__What you need to do__.
Copy out all the lines where "with" shows up.

__Source material__.
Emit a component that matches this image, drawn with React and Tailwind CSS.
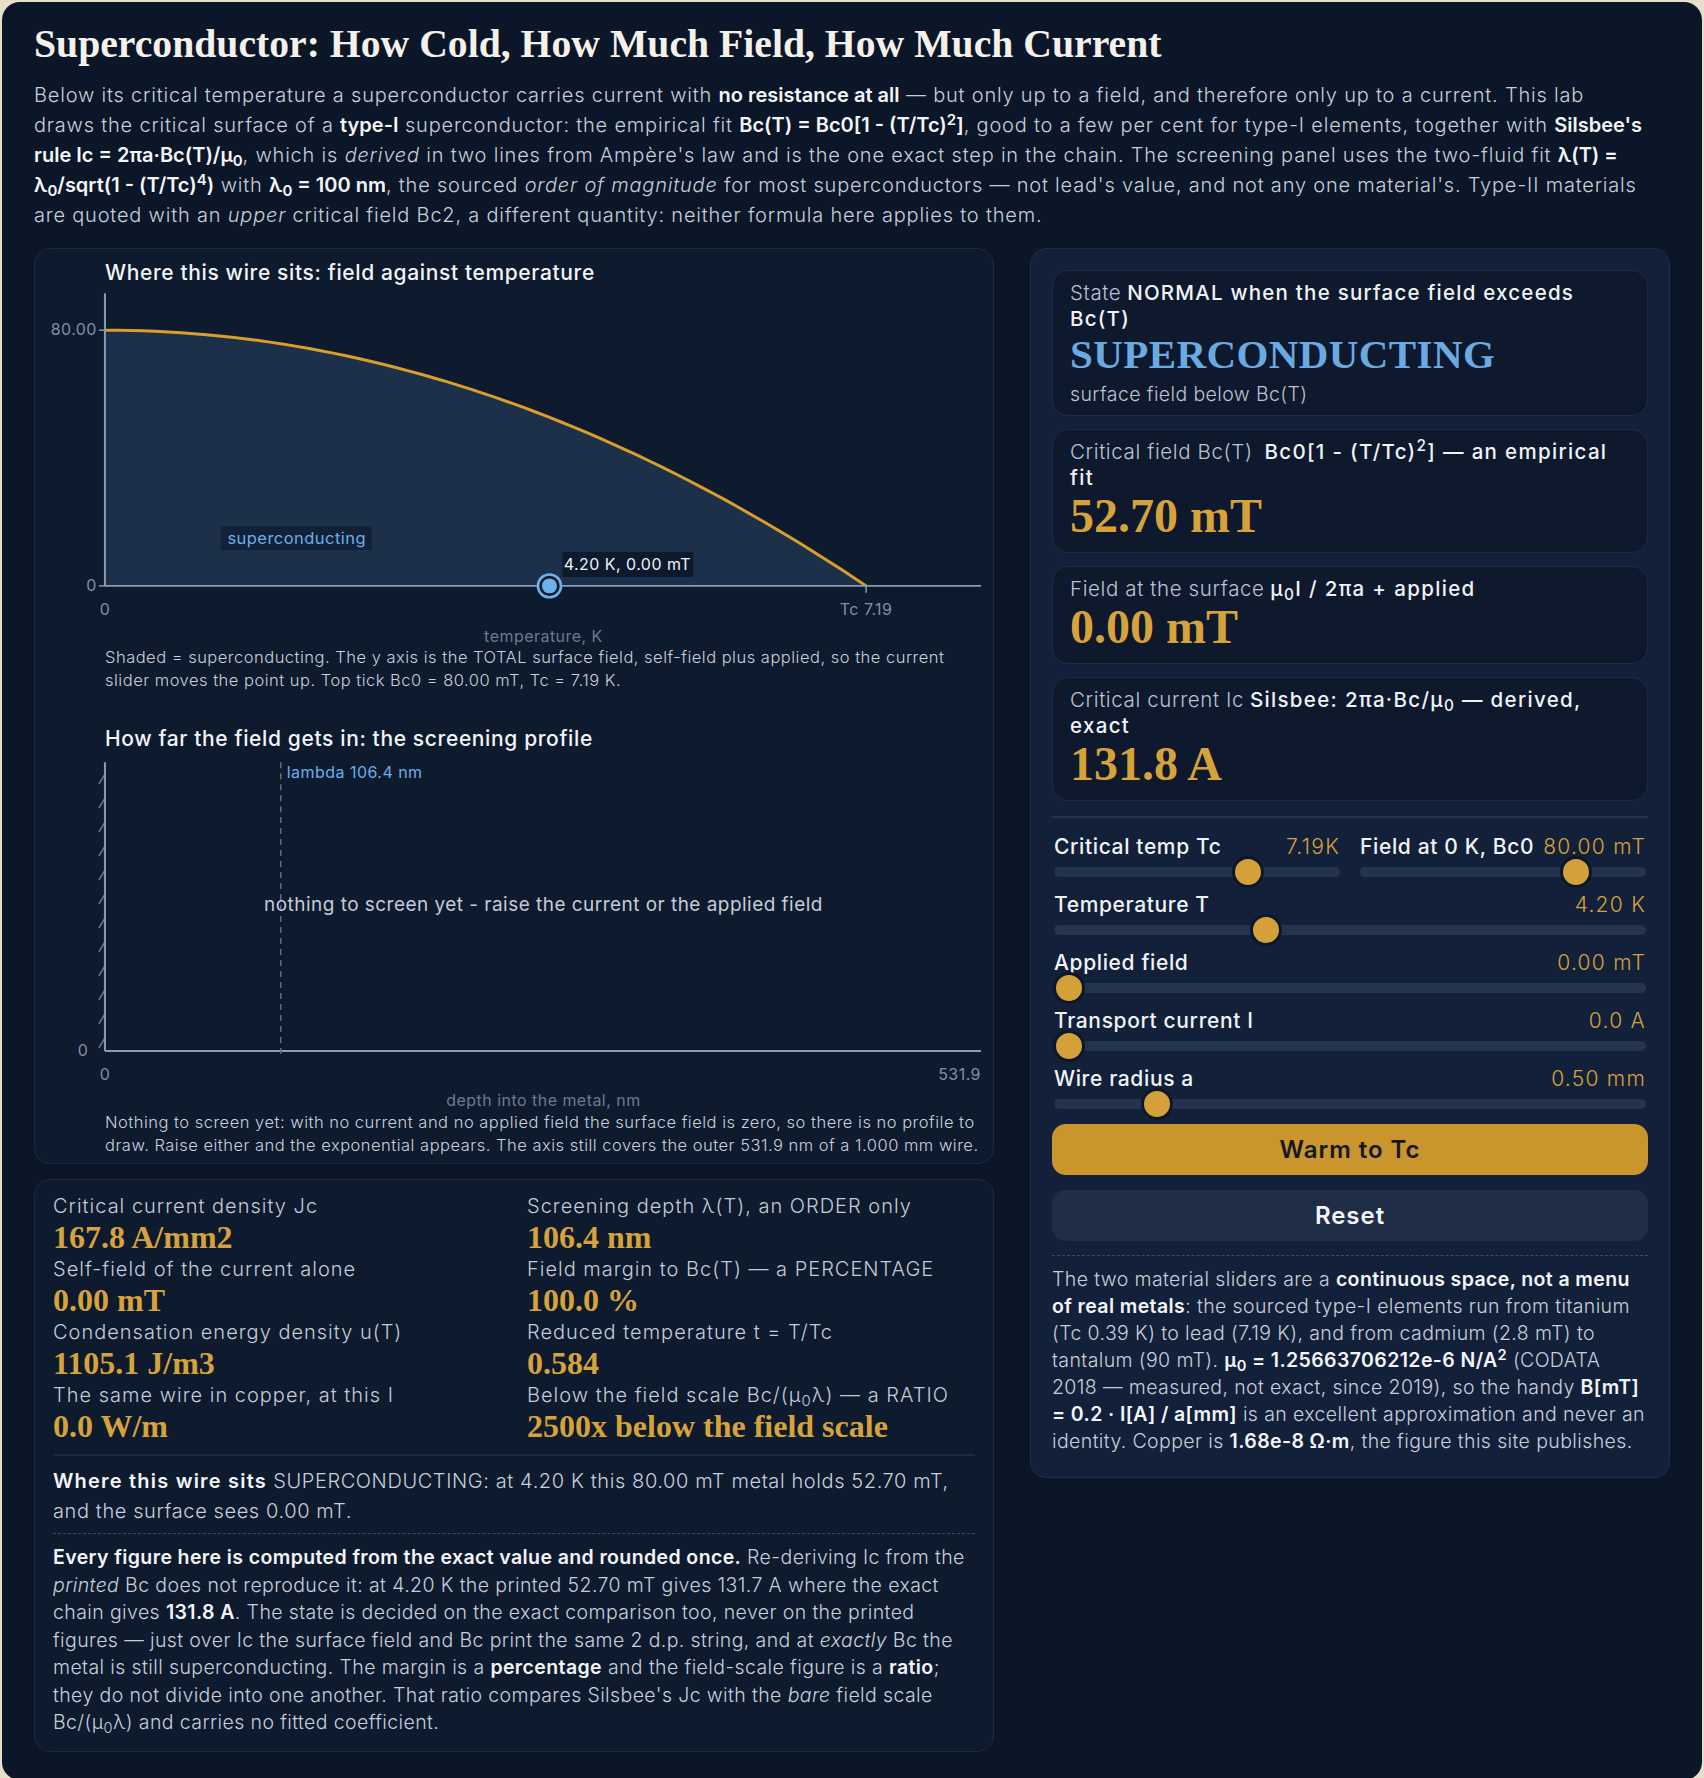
const gold = "text-[#d6a23c]";

const curvePts = Array.from({ length: 61 }, (_, i) => {
  const t = i / 60;
  return [70 + t * 762, 298 - (1 - t * t) * 256];
});
const curveD = curvePts.map(([x, y], i) => `${i ? "L" : "M"}${x.toFixed(1)} ${y.toFixed(1)}`).join(" ");
const fillD = `${curveD} L832 298 L70 298 Z`;

const svgFont = { fontFamily: "Inter, sans-serif", letterSpacing: "0.03em" };

function PhaseChart() {
  return (
    <svg viewBox="0 0 959 358" width="100%" height="358" style={svgFont}>
      <path d={fillD} fill="#1d3049" />
      <path d={curveD} fill="none" stroke="#d99e2b" strokeWidth="3" />
      <line x1="70" y1="5" x2="70" y2="298" stroke="#8a9bb3" strokeWidth="2" />
      <line x1="70" y1="298" x2="947" y2="298" stroke="#8a9bb3" strokeWidth="2" />
      <line x1="64" y1="42" x2="70" y2="42" stroke="#8a9bb3" strokeWidth="1.5" />
      <line x1="64" y1="298" x2="70" y2="298" stroke="#8a9bb3" strokeWidth="1.5" />
      <line x1="832" y1="298" x2="832" y2="305" stroke="#8a9bb3" strokeWidth="1.5" />
      <text x="62" y="47" textAnchor="end" fontSize="16" fill="#8190a6">80.00</text>
      <text x="62" y="303" textAnchor="end" fontSize="16" fill="#8190a6">0</text>
      <text x="70" y="327" textAnchor="middle" fontSize="16" fill="#8190a6">0</text>
      <text x="832" y="327" textAnchor="middle" fontSize="16" fill="#8190a6">Tc 7.19</text>
      <text x="509" y="354" textAnchor="middle" fontSize="16" fill="#6c7a90">temperature, K</text>
      <rect x="186" y="238" width="151" height="24" fill="#12213a" />
      <text x="262" y="256" textAnchor="middle" fontSize="16.5" fill="#6eaee6">superconducting</text>
      <rect x="528" y="264" width="131" height="25" fill="#0d192c" />
      <text x="593" y="282" textAnchor="middle" fontSize="16" fill="#eef2f7">4.20 K, 0.00 mT</text>
      <circle cx="515" cy="298" r="11.5" fill="#0f1b2f" stroke="#6eb0ea" strokeWidth="2.5" />
      <circle cx="515" cy="298" r="7.5" fill="#6eb0ea" />
    </svg>
  );
}

function ScreeningChart() {
  const hatches = Array.from({ length: 12 }, (_, i) => 30 + i * 24);
  return (
    <svg viewBox="0 0 959 357" width="100%" height="357" style={svgFont}>
      {hatches.map((y) => (
        <line key={y} x1="64" y1={y} x2="70" y2={y - 10} stroke="#6b7a90" strokeWidth="1.5" />
      ))}
      <line x1="70" y1="8" x2="70" y2="297" stroke="#8a9bb3" strokeWidth="2" />
      <line x1="70" y1="297" x2="947" y2="297" stroke="#8a9bb3" strokeWidth="2" />
      <line x1="246" y1="8" x2="246" y2="304" stroke="#5f6d82" strokeWidth="1.5" strokeDasharray="6 5" />
      <text x="252" y="24" fontSize="16" fill="#6eaee6">lambda 106.4 nm</text>
      <text x="509" y="157" textAnchor="middle" fontSize="19" fill="#c4ccd8">
        nothing to screen yet - raise the current or the applied field
      </text>
      <text x="48" y="302" textAnchor="middle" fontSize="16" fill="#8190a6">0</text>
      <text x="70" y="326" textAnchor="middle" fontSize="16" fill="#8190a6">0</text>
      <text x="947" y="326" textAnchor="end" fontSize="16" fill="#8190a6">531.9</text>
      <text x="509" y="352" textAnchor="middle" fontSize="16" fill="#6c7a90">depth into the metal, nm</text>
    </svg>
  );
}

function Readout({ label, formula, value }) {
  return (
    <div className="rounded-2xl border border-[#1e2c45] bg-[#0e192d] px-[17px] pt-[9px] pb-[11px]">
      <div className="text-[20.5px] leading-[26px]">
        <span className="font-light tracking-[0.03em] text-[#b9c3d1]">{label}</span>{" "}
        <span className="font-medium tracking-[0.065em] text-[#f0f3f7]">{formula}</span>
      </div>
      <div className={`font-['Liberation_Serif',serif] font-bold text-[48px] leading-[50px] tracking-normal ${gold}`}>
        {value}
      </div>
    </div>
  );
}

function Slider({ label, value, f }) {
  return (
    <div className="flex flex-col">
      <div className="flex items-baseline justify-between text-[21px] leading-[26px]">
        <span className="font-medium tracking-[0.03em] text-[#f0f3f7]">{label}</span>
        <span className={`font-light tracking-[0.06em] ${gold}`}>{value}</span>
      </div>
      <div className="relative mt-[7px] h-[10px] rounded-full bg-[#25344e]">
        <div
          className="absolute top-1/2 h-[32px] w-[32px] -translate-x-1/2 -translate-y-1/2 rounded-full border-[3px] border-[#0d1729] bg-[#d4a03a]"
          style={{ left: `calc(15px + ${f} * (100% - 30px))` }}
        />
      </div>
    </div>
  );
}

function Stat({ label, value }) {
  return (
    <div className="flex flex-col">
      <div className="text-[20px] leading-[27px] font-light tracking-[0.05em] text-[#c3ccd8]">{label}</div>
      <div className={`font-['Liberation_Serif',serif] font-bold text-[32px] leading-[34px] tracking-normal ${gold}`}>
        {value}
      </div>
    </div>
  );
}

const B = ({ children }) => <b className="font-semibold text-[#f3f5f9]">{children}</b>;
const Bt = ({ children }) => <b className="font-semibold tracking-[0.02em] text-[#f3f5f9]">{children}</b>;
const Bn = ({ children }) => <b className="font-semibold tracking-normal text-[#f3f5f9]">{children}</b>;

export default function App() {
  return (
    <div className="min-h-[1778px] bg-[#e6e0cb] p-[2px] font-['Inter',sans-serif]">
      <div className="rounded-[18px] bg-[#0b1628] px-[32px] pt-[19px] pb-[28px] text-[#c6cfdb]">
        <h1 className="font-['Liberation_Serif',serif] text-[39.7px] leading-[46px] font-bold text-[#f4f1ea]">
          Superconductor: How Cold, How Much Field, How Much Current
        </h1>
        <p className="mt-[13px] pr-[24px] text-[20px] leading-[30px] font-light tracking-[0.04em]">
          Below its critical temperature a superconductor carries current with <Bn>no resistance at all</Bn> — but only
          up to a field, and therefore only up to a current. This lab draws the critical surface of a <Bn>type-I</Bn>{" "}
          superconductor: the empirical fit <Bn>Bc(T) = Bc0[1 - (T/Tc)<sup>2</sup>]</Bn>, good to a few per cent for
          type-I elements, together with <Bn>Silsbee's rule Ic = 2πa·Bc(T)/μ<sub>0</sub></Bn>, which is <i>derived</i> in
          two lines from Ampère's law and is the one exact step in the chain. The screening panel uses the two-fluid fit{" "}
          <Bn>λ(T) = λ<sub>0</sub>/sqrt(1 - (T/Tc)<sup>4</sup>)</Bn> with <Bn>λ<sub>0</sub> = 100 nm</Bn>, the sourced{" "}
          <i>order of magnitude</i> for most superconductors — not lead's value, and not any one material's. Type-II
          materials are quoted with an <i>upper</i> critical field Bc2, a different quantity: neither formula here applies
          to them.
        </p>

        <div className="mt-[18px] grid grid-cols-[3fr_2fr] gap-[36px] items-start">
          {/* left column */}
          <div className="flex flex-col gap-[15px]">
            <div className="rounded-2xl border border-[#1c2a42] bg-[#0e1a2e] pt-[9px] pb-[6px]">
              <h3 className="ml-[70px] text-[21px] leading-[30px] font-medium tracking-[0.03em] text-[#f2f5f9]">
                Where this wire sits: field against temperature
              </h3>
              <PhaseChart />
              <p className="ml-[70px] mr-[13px] text-[16.5px] leading-[23px] font-light tracking-[0.03em] text-[#c9d1dc]">
                Shaded = superconducting. The y axis is the TOTAL surface field, self-field plus applied, so the current
                slider moves the point up. Top tick Bc0 = 80.00 mT, Tc = 7.19 K.
              </p>
              <h3 className="mt-[32px] ml-[70px] text-[21px] leading-[30px] font-medium tracking-[0.03em] text-[#f2f5f9]">
                How far the field gets in: the screening profile
              </h3>
              <ScreeningChart />
              <p className="ml-[70px] mr-[13px] text-[16.5px] leading-[23px] font-light tracking-[0.03em] text-[#c9d1dc]">
                Nothing to screen yet: with no current and no applied field the surface field is zero, so there is no
                profile to draw. Raise either and the exponential appears. The axis still covers the outer 531.9 nm of a
                1.000 mm wire.
              </p>
            </div>

            <div className="rounded-2xl border border-[#1c2a42] bg-[#0e1a2e] px-[18px] pt-[13px] pb-[14px]">
              <div className="grid grid-cols-2 gap-x-[26px] gap-y-[2px]">
                <Stat label="Critical current density Jc" value="167.8 A/mm2" />
                <Stat label="Screening depth λ(T), an ORDER only" value="106.4 nm" />
                <Stat label="Self-field of the current alone" value="0.00 mT" />
                <Stat label="Field margin to Bc(T) — a PERCENTAGE" value="100.0 %" />
                <Stat label="Condensation energy density u(T)" value="1105.1 J/m3" />
                <Stat label="Reduced temperature t = T/Tc" value="0.584" />
                <Stat label="The same wire in copper, at this I" value="0.0 W/m" />
                <Stat
                  label={
                    <>
                      Below the field scale Bc/(μ<sub>0</sub>λ) — a RATIO
                    </>
                  }
                  value="2500x below the field scale"
                />
              </div>
              <div className="mt-[11px] border-t-2 border-[#1c2a42] pt-[10px] text-[20px] leading-[30px] font-light tracking-[0.03em]">
                <span className="font-semibold tracking-[0.06em] text-[#f3f5f9]">Where this wire sits</span>{"  "}
                SUPERCONDUCTING: at 4.20 K this 80.00 mT metal holds 52.70 mT, and the surface sees 0.00 mT.
              </div>
              <div className="mt-[7px] border-t border-dashed border-[#3a4a63] pt-[10px] text-[19.5px] leading-[27.5px] font-light tracking-[0.02em]">
                <B>Every figure here is computed from the exact value and rounded once.</B> Re-deriving Ic from the{" "}
                <i>printed</i> Bc does not reproduce it: at 4.20 K the printed 52.70 mT gives 131.7 A where the exact chain
                gives <B>131.8 A</B>. The state is decided on the exact comparison too, never on the printed figures — just
                over Ic the surface field and Bc print the same 2 d.p. string, and at <i>exactly</i> Bc the metal is still
                superconducting. The margin is a <B>percentage</B> and the field-scale figure is a <B>ratio</B>; they do
                not divide into one another. That ratio compares Silsbee's Jc with the <i>bare</i> field scale Bc/(μ
                <sub>0</sub>λ) and carries no fitted coefficient.
              </div>
            </div>
          </div>

          {/* right column */}
          <div className="rounded-2xl border border-[#1e2c45] bg-[#132039] px-[21px] pt-[21px] pb-[22px]">
            <div className="flex flex-col gap-[13px]">
              <div className="rounded-2xl border border-[#1e2c45] bg-[#0e192d] px-[17px] pt-[9px] pb-[8px]">
                <div className="text-[20.5px] leading-[26px]">
                  <span className="font-light tracking-[0.03em] text-[#b9c3d1]">State</span>{" "}
                  <span className="font-medium tracking-[0.06em] text-[#f0f3f7]">
                    NORMAL when the surface field exceeds Bc(T)
                  </span>
                </div>
                <div className="font-['Liberation_Serif',serif] font-bold text-[41px] leading-[44px] tracking-[0.01em] text-[#6aaae2]">
                  SUPERCONDUCTING
                </div>
                <div className="mt-[5px] text-[19.5px] leading-[26px] font-light tracking-[0.02em] text-[#b9c3d1]">
                  surface field below Bc(T)
                </div>
              </div>
              <Readout
                label="Critical field Bc(T)"
                formula={
                  <span className="ml-[6px]">
                    Bc0[1 - (T/Tc)<sup>2</sup>] — an empirical fit
                  </span>
                }
                value="52.70 mT"
              />
              <Readout
                label="Field at the surface"
                formula={
                  <>
                    μ<sub>0</sub>I / 2πa + applied
                  </>
                }
                value="0.00 mT"
              />
              <Readout
                label="Critical current Ic"
                formula={
                  <>
                    Silsbee: 2πa·Bc/μ<sub>0</sub> — derived, exact
                  </>
                }
                value="131.8 A"
              />
            </div>

            <div className="mt-[15px] border-t-2 border-[#24324b] px-[2px] pt-[16px] flex flex-col gap-[15px]">
              <div className="grid grid-cols-2 gap-[20px]">
                <Slider label="Critical temp Tc" value="7.19K" f={0.7} />
                <Slider label="Field at 0 K, Bc0" value="80.00 mT" f={0.787} />
              </div>
              <Slider label="Temperature T" value="4.20 K" f={0.351} />
              <Slider label="Applied field" value="0.00 mT" f={0} />
              <Slider label="Transport current I" value="0.0 A" f={0} />
              <Slider label="Wire radius a" value="0.50 mm" f={0.156} />
            </div>

            <button className="mt-[15px] block h-[51px] w-full rounded-[14px] bg-[#c9952c] text-[24px] font-semibold tracking-[0.04em] text-[#15181f]">
              Warm to Tc
            </button>
            <button className="mt-[15px] block h-[51px] w-full rounded-[14px] bg-[#1f2d47] text-[24px] font-semibold tracking-[0.04em] text-[#f3f5f9]">
              Reset
            </button>

            <div className="mt-[14px] border-t border-dashed border-[#3a4a63] pt-[10px] text-[19.5px] leading-[27px] font-light tracking-[0.02em]">
              The two material sliders are a <Bt>continuous space, not a menu of real metals</Bt>: the sourced type-I
              elements run from titanium (Tc 0.39 K) to lead (7.19 K), and from cadmium (2.8 mT) to tantalum (90 mT).{" "}
              <B>
                μ<sub>0</sub> = 1.25663706212e-6 N/A<sup>2</sup>
              </B>{" "}
              (CODATA 2018 — measured, not exact, since 2019), so the handy <B>B[mT] = 0.2 · I[A] / a[mm]</B> is an
              excellent approximation and never an identity. Copper is <B>1.68e-8 Ω·m</B>, the figure this site
              publishes.
            </div>
          </div>
        </div>
      </div>
    </div>
  );
}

__Written answer__.
Emit a component that matches this image, drawn with React and Tailwind CSS.
          Below its critical temperature a superconductor carries current with <Bn>no resistance at all</Bn> — but only
          type-I elements, together with <Bn>Silsbee's rule Ic = 2πa·Bc(T)/μ<sub>0</sub></Bn>, which is <i>derived</i> in
          <Bn>λ(T) = λ<sub>0</sub>/sqrt(1 - (T/Tc)<sup>4</sup>)</Bn> with <Bn>λ<sub>0</sub> = 100 nm</Bn>, the sourced{" "}
          materials are quoted with an <i>upper</i> critical field Bc2, a different quantity: neither formula here applies
                Nothing to screen yet: with no current and no applied field the surface field is zero, so there is no
                not divide into one another. That ratio compares Silsbee's Jc with the <i>bare</i> field scale Bc/(μ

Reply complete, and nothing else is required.